Murrison’s hopes of a positive response from the Arab nations has also suffered a blow, as we have heard in the debate, with the unanimous rejection of the plan by the Arab League and subsequently the Organisation of Islamic Cooperation. The Arab League said that Trump’s plan did not satisfy

“the minimum rights and aspirations of the Palestinian people.”

Instead, the Arab League reiterated its support for the 2002 peace initiative, as the noble Baroness has high- lighted, which endorsed a Palestinian state on the 1967 lines with East Jerusalem as its capital. Does the Minister accept that any peace plan without Palestinian participation is no peace plan at all? A lasting and sustainable peace will be achieved only through direct talks between Israel and the Palestinians, with compromise and concessions on both sides.
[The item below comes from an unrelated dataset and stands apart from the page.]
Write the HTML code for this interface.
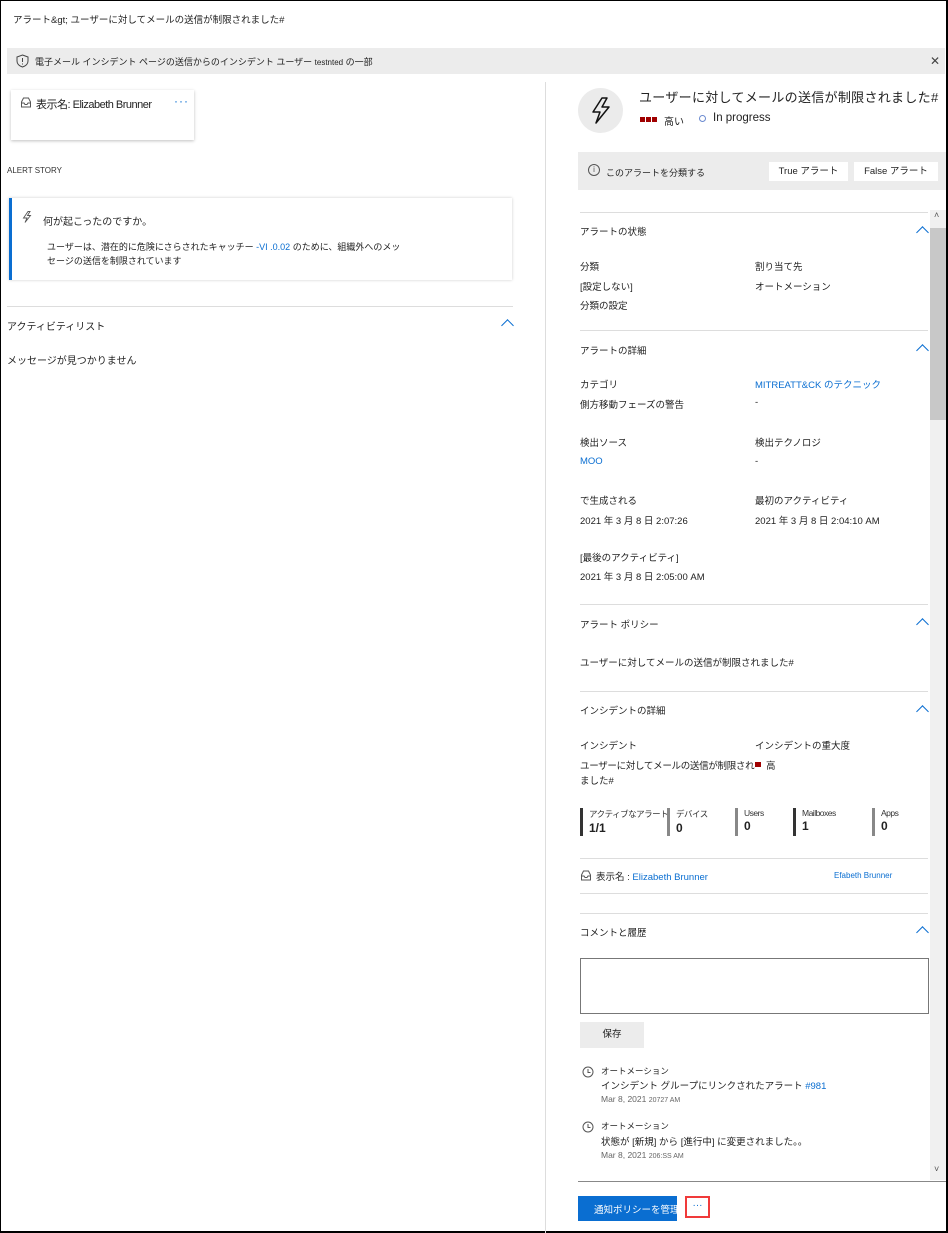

This plan clearly fails that test and, far from breaking the dead- lock, will entrench opinions. From this side of the House, we will continue to press for an immediate return to meaningful negotiations leading to a diplomatic resolution.

While there is understandable anger in Palestine over this proposed plan, does the Minister agree with me that this must not and cannot be used as an excuse by Hamas, Islamic Jihad and other terror groups to launch more indiscriminate attacks against innocent Israeli citizens, and will he join me in condemning anyone who takes such action? If the Minister agrees that the only way to achieve peace in the Middle East is through a two-state solution with a secure and viable state of Israel living alongside a secure, viable and contiguous state of Palestine, then—as many other noble Lords have asked tonight—why will this Government not recognise the state of Palestine?